Offshore energy development also generates important revenues for federal programs, including the Land and Water Conservation Fund, virtually all of which has been funded by revenues generated through offshore oil and gas activities, the letter notes. Since its 1965 inception, the letter indicates, the LWCF has provided $5.2 billion toward more than 45,000 projects in every county in the country to support increased public access to and protection of federal and state public lands and waters.

In July, the coalition points out, “DOI touted the distribution of nearly $300 million dollars from the LWCF to all 50 states, U.S. territories and the District of Columbia. Interior has also applied recent changes to ensure that tribal nations can access LWCF grants to support future public outdoor recreation and conservation projects. Without a clear path of continued offshore oil and gas leasing, the administration is diminishing the outlook for this cherished program that benefits Americans across our nation.”

Amid warnings that investments in offshore wind and CCS also may suffer from an unpredictable offshore oil and gas leasing program, the letter questions DOI’s procrastination on pre-leasing tasks such as sale-specific environmental assessments, which the department has put off until after finalizing the leasing program.

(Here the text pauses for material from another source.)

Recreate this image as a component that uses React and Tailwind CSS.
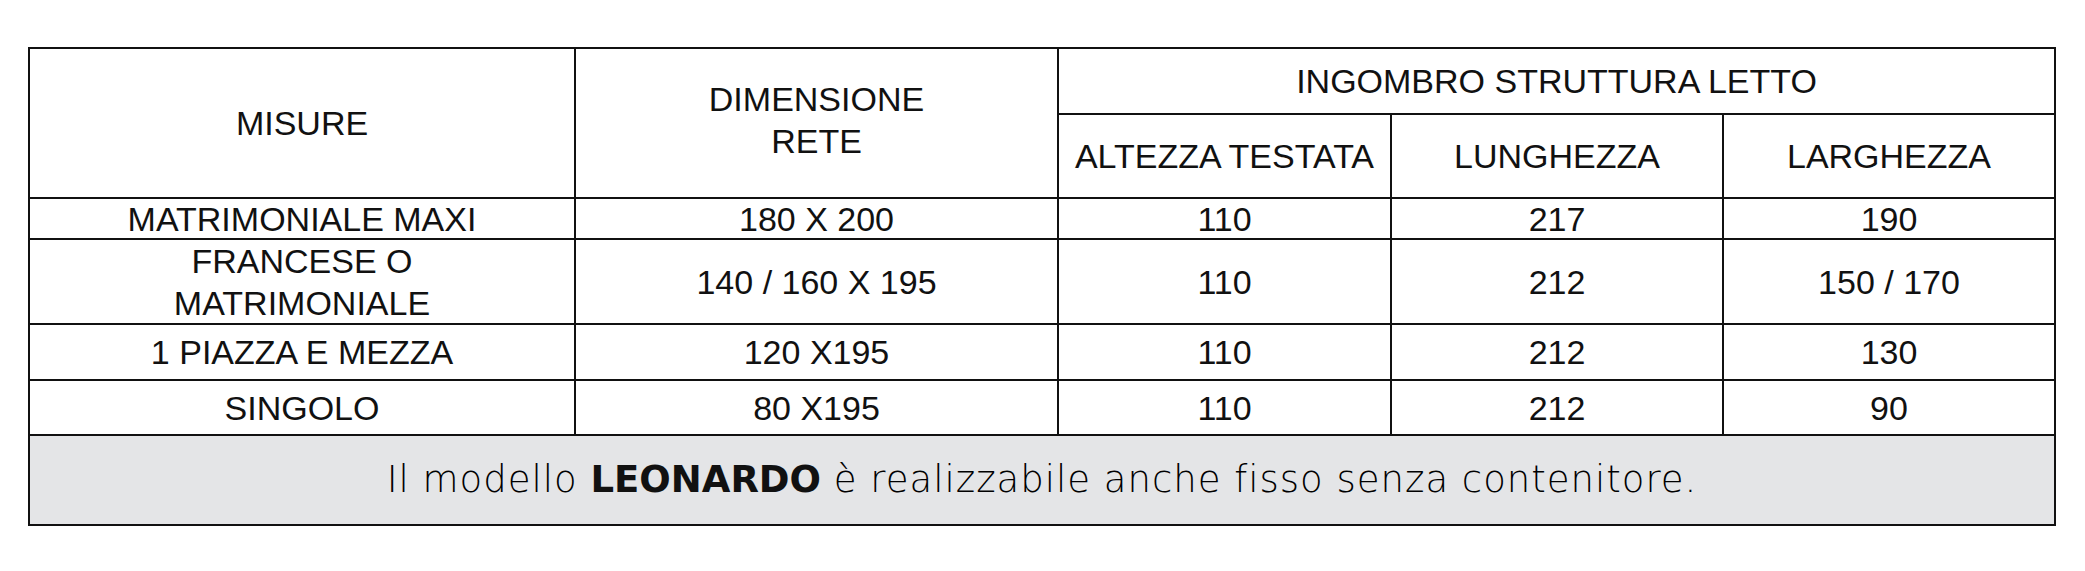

“Typically, environmental assessments are conducted in parallel with the development of the leasing program to ensure adequate analysis time,” the coalition relates. “This decision may needlessly impede DOI from conducting lease sales in 2024 and potentially beyond.”

Along with IPAA, API, AXPC and LOGA, the letter’s other signatories are the Consumer Energy Alliance, Louisiana Mid Continent Oil & Gas Association, National Ocean Industries Association, U.S. Chamber of Commerce, American Chemistry Council, EnerGeo Alliance, Energy Workforce & Technology Council, Gulf Economic Survival Team, International Association of Drilling Contractors, Louisiana Association of Business and Industry, Manufacture Alabama, Southeast Oil & Gas Association, Texas Oil & Gas Association and U.S. Oil & Gas Association.